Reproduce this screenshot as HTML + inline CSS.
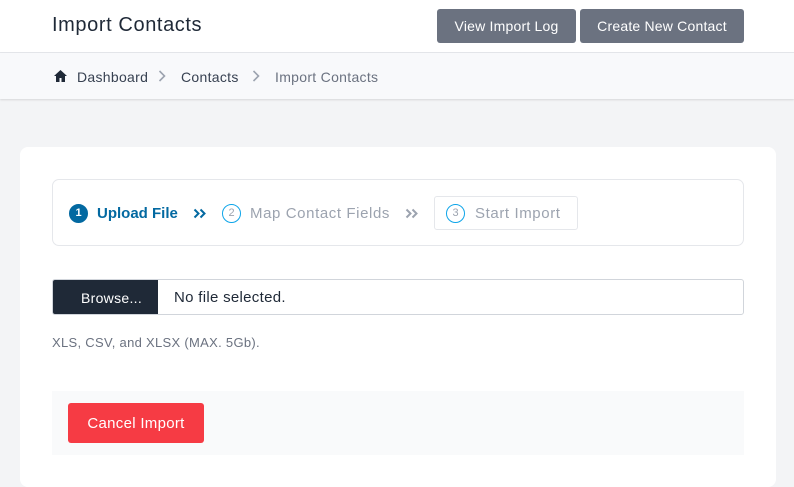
<!DOCTYPE html>
<html><head><style>
*{box-sizing:border-box;margin:0;padding:0}
body{width:794px;height:470px;overflow:hidden;background:#f3f4f6;font-family:"Liberation Sans",sans-serif;position:relative;letter-spacing:0.3px}
.hdr{position:absolute;left:0;top:0;width:794px;height:53px;background:#fff;border-bottom:1px solid #e5e7eb}
.hdr h1{position:absolute;left:52px;top:14px;font-size:20px;font-weight:normal;color:#1f2937;letter-spacing:0.6px}
.btn{position:absolute;top:9px;height:34px;background:#6b7280;color:#fff;font-size:14px;border-radius:3px;line-height:35px;text-align:center;letter-spacing:0.2px}
.bc{position:absolute;left:0;top:53px;width:794px;height:46px;background:#f8f9fb;box-shadow:0 1px 2px rgba(0,0,0,.12);font-size:14px;color:#374151}
.bc span{position:absolute;top:15px}
.card{position:absolute;left:20px;top:147px;width:756px;height:340px;background:#fff;border-radius:8px}
.steps{position:absolute;left:52px;top:179px;width:692px;height:67px;border:1px solid #e5e7eb;border-radius:7px;background:#fff}
.circ{position:absolute;top:24px;width:19px;height:19px;border-radius:50%;border:1.5px solid #0ea5e9;color:#9ca3af;font-size:11px;text-align:center;line-height:16px;letter-spacing:0}
.st{position:absolute;top:25px;font-size:15px;color:#9ca3af}
.file{position:absolute;left:52px;top:279px;width:692px;height:36px;border:1px solid #d1d5db;border-radius:3px;overflow:hidden;background:#fff}
</style></head><body>
<div class="hdr"><h1>Import Contacts</h1>
<div class="btn" style="left:437px;width:139px">View Import Log</div>
<div class="btn" style="left:580px;width:164px">Create New Contact</div></div>
<div class="bc">
<svg style="position:absolute;left:54px;top:17px" width="13" height="12" viewBox="0 0 13 12"><path d="M6.5 0L0 6h2v6h3.5V8h2v4H11V6h2z" fill="#1f2937"/></svg>
<span style="left:77px;top:16px">Dashboard</span>
<svg style="position:absolute;left:158px;top:17px" width="8" height="12"><path d="M1.5 1l5 5-5 5" stroke="#9ca3af" stroke-width="1.6" fill="none"/></svg>
<span style="left:181px;top:16px">Contacts</span>
<svg style="position:absolute;left:252px;top:17px" width="8" height="12"><path d="M1.5 1l5 5-5 5" stroke="#9ca3af" stroke-width="1.6" fill="none"/></svg>
<span style="left:275px;top:16px;color:#6b7280">Import Contacts</span>
</div>
<div class="card"></div>
<div class="steps">
<div class="circ" style="left:16px;background:#0369a1;border-color:#0369a1;color:#fff;font-weight:bold">1</div>
<span class="st" style="left:44px;color:#0369a1;font-weight:bold;letter-spacing:0">Upload File</span>
<svg style="position:absolute;left:140px;top:28px" width="14" height="11"><path d="M1.5 1.5l4 4-4 4M7.5 1.5l4 4-4 4" stroke="#0369a1" stroke-width="2" fill="none"/></svg>
<div class="circ" style="left:169px">2</div>
<span class="st" style="left:197px;letter-spacing:0.6px">Map Contact Fields</span>
<svg style="position:absolute;left:352px;top:28px" width="14" height="11"><path d="M1.5 1.5l4 4-4 4M7.5 1.5l4 4-4 4" stroke="#9ca3af" stroke-width="2" fill="none"/></svg>
<div style="position:absolute;left:381px;top:16px;width:144px;height:34px;border:1px solid #e5e7eb;border-radius:3px"></div>
<div class="circ" style="left:393px">3</div>
<span class="st" style="left:422px;letter-spacing:0.6px">Start Import</span>
</div>
<div class="file"><div style="position:absolute;left:0;top:0;width:105px;height:36px;background:#1f2937;color:#fff;font-size:14px;line-height:36px;padding-left:28px">Browse...</div>
<span style="position:absolute;left:121px;top:9px;font-size:15px;color:#1f2937">No file selected.</span></div>
<div style="position:absolute;left:52px;top:335px;font-size:13px;color:#6b7280">XLS, CSV, and XLSX (MAX. 5Gb).</div>
<div style="position:absolute;left:52px;top:391px;width:692px;height:64px;background:#f9fafb"></div>
<div style="position:absolute;left:68px;top:403px;width:136px;height:40px;background:#f63b44;border-radius:3px;color:#fff;font-size:15px;line-height:41px;text-align:center">Cancel Import</div>
</body></html>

○ ○ ○ ○ ○

* _WHAT THIS TASK INVOLVES_:
Transcribe the preceding listing in its entirety and with exact wording, leaving out pictures.

* _EXERCISE SOLUTION_:
Reproduce this screenshot as HTML + inline CSS.
<!DOCTYPE html>
<html><head><style>
*{box-sizing:border-box;margin:0;padding:0}
body{width:794px;height:470px;overflow:hidden;background:#f3f4f6;font-family:"Liberation Sans",sans-serif;position:relative;letter-spacing:0.3px}
.hdr{position:absolute;left:0;top:0;width:794px;height:53px;background:#fff;border-bottom:1px solid #e5e7eb}
.hdr h1{position:absolute;left:52px;top:14px;font-size:20px;font-weight:normal;color:#1f2937;letter-spacing:0.6px}
.btn{position:absolute;top:9px;height:34px;background:#6b7280;color:#fff;font-size:14px;border-radius:3px;line-height:35px;text-align:center;letter-spacing:0.2px}
.bc{position:absolute;left:0;top:53px;width:794px;height:46px;background:#f8f9fb;box-shadow:0 1px 2px rgba(0,0,0,.12);font-size:14px;color:#374151}
.bc span{position:absolute;top:15px}
.card{position:absolute;left:20px;top:147px;width:756px;height:340px;background:#fff;border-radius:8px}
.steps{position:absolute;left:52px;top:179px;width:692px;height:67px;border:1px solid #e5e7eb;border-radius:7px;background:#fff}
.circ{position:absolute;top:24px;width:19px;height:19px;border-radius:50%;border:1.5px solid #0ea5e9;color:#9ca3af;font-size:11px;text-align:center;line-height:16px;letter-spacing:0}
.st{position:absolute;top:25px;font-size:15px;color:#9ca3af}
.file{position:absolute;left:52px;top:279px;width:692px;height:36px;border:1px solid #d1d5db;border-radius:3px;overflow:hidden;background:#fff}
</style></head><body>
<div class="hdr"><h1>Import Contacts</h1>
<div class="btn" style="left:437px;width:139px">View Import Log</div>
<div class="btn" style="left:580px;width:164px">Create New Contact</div></div>
<div class="bc">
<svg style="position:absolute;left:54px;top:17px" width="13" height="12" viewBox="0 0 13 12"><path d="M6.5 0L0 6h2v6h3.5V8h2v4H11V6h2z" fill="#1f2937"/></svg>
<span style="left:77px;top:16px">Dashboard</span>
<svg style="position:absolute;left:158px;top:17px" width="8" height="12"><path d="M1.5 1l5 5-5 5" stroke="#9ca3af" stroke-width="1.6" fill="none"/></svg>
<span style="left:181px;top:16px">Contacts</span>
<svg style="position:absolute;left:252px;top:17px" width="8" height="12"><path d="M1.5 1l5 5-5 5" stroke="#9ca3af" stroke-width="1.6" fill="none"/></svg>
<span style="left:275px;top:16px;color:#6b7280">Import Contacts</span>
</div>
<div class="card"></div>
<div class="steps">
<div class="circ" style="left:16px;background:#0369a1;border-color:#0369a1;color:#fff;font-weight:bold">1</div>
<span class="st" style="left:44px;color:#0369a1;font-weight:bold;letter-spacing:0">Upload File</span>
<svg style="position:absolute;left:140px;top:28px" width="14" height="11"><path d="M1.5 1.5l4 4-4 4M7.5 1.5l4 4-4 4" stroke="#0369a1" stroke-width="2" fill="none"/></svg>
<div class="circ" style="left:169px">2</div>
<span class="st" style="left:197px;letter-spacing:0.6px">Map Contact Fields</span>
<svg style="position:absolute;left:352px;top:28px" width="14" height="11"><path d="M1.5 1.5l4 4-4 4M7.5 1.5l4 4-4 4" stroke="#9ca3af" stroke-width="2" fill="none"/></svg>
<div style="position:absolute;left:381px;top:16px;width:144px;height:34px;border:1px solid #e5e7eb;border-radius:3px"></div>
<div class="circ" style="left:393px">3</div>
<span class="st" style="left:422px;letter-spacing:0.6px">Start Import</span>
</div>
<div class="file"><div style="position:absolute;left:0;top:0;width:105px;height:36px;background:#1f2937;color:#fff;font-size:14px;line-height:36px;padding-left:28px">Browse...</div>
<span style="position:absolute;left:121px;top:9px;font-size:15px;color:#1f2937">No file selected.</span></div>
<div style="position:absolute;left:52px;top:335px;font-size:13px;color:#6b7280">XLS, CSV, and XLSX (MAX. 5Gb).</div>
<div style="position:absolute;left:52px;top:391px;width:692px;height:64px;background:#f9fafb"></div>
<div style="position:absolute;left:68px;top:403px;width:136px;height:40px;background:#f63b44;border-radius:3px;color:#fff;font-size:15px;line-height:41px;text-align:center">Cancel Import</div>
</body></html>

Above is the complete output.